As you are gathering up your W2 and 1099 forms these next two months, don’t forget to think about your 529 plan in the numerical soup of tax preparation. The College Savings Plans Network (CSPN)—the nation’s leading objective source about 529 college savings and prepaid tuition plans—offers the following tax time tips for 529 plans:

  1. If you do have a 529 plan: Start gathering your paperwork. Having tax documents and other paperwork ready at tax time will help your family prove any contributions to or withdrawals from a 529 plan. The 1099-Q tax form shows all withdrawals from your 529 plan account, including rollovers to another 529 plan.  You are responsible for maintaining adequate records documenting that the funds were used for qualified education expenses or were rolled into another 529 plan.  Families with students already putting their 529s to work should receive a 1098-T from their school reporting qualified expenses paid by or on behalf of the student.  Make sure you keep receipts or check copies for any contributions so you have proof of who made contributions and when in case you need it.

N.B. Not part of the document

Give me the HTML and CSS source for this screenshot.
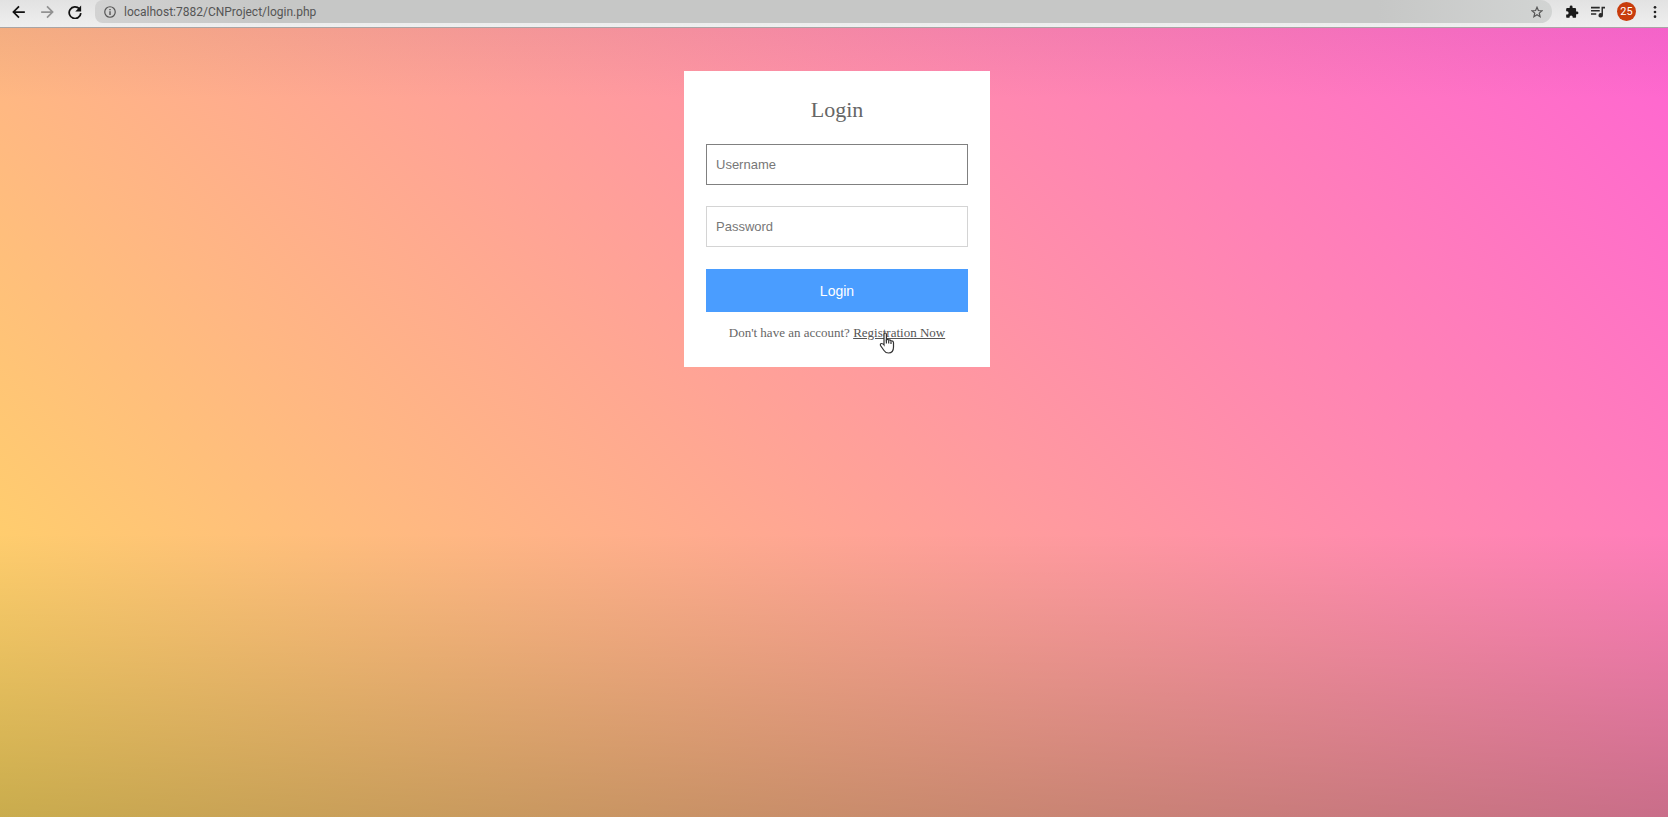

  2.  If you don’t have a 529 plan yet: Tax time is a great time to get started. All earnings grow free of federal income tax, and contributions are tax-free when used to pay for qualified higher education expenses at any eligible college, university, community college or accredited technical training school in the US or abroad. Along with the federal tax benefits, 34 states and the District of Columbia offer state tax deductions or credits for contributing to certain 529 plans. Learn more about getting started on CSPN’s website: CollegeSavings.org.
  3.  When you get your refund: Reuse the refund for your 529 plan. Most people receive their tax refund within three weeks of filing their return. Instead of running to the mall for a trendy designer bag, invest the extra cash in your 529 plan. For the past two years, the average tax refund has been around $3,000– imagine the boost this would make in your college savings. Seizing the opportunity to invest what many people deem “bonus cash” could make a big dent as a loved one heads off to college.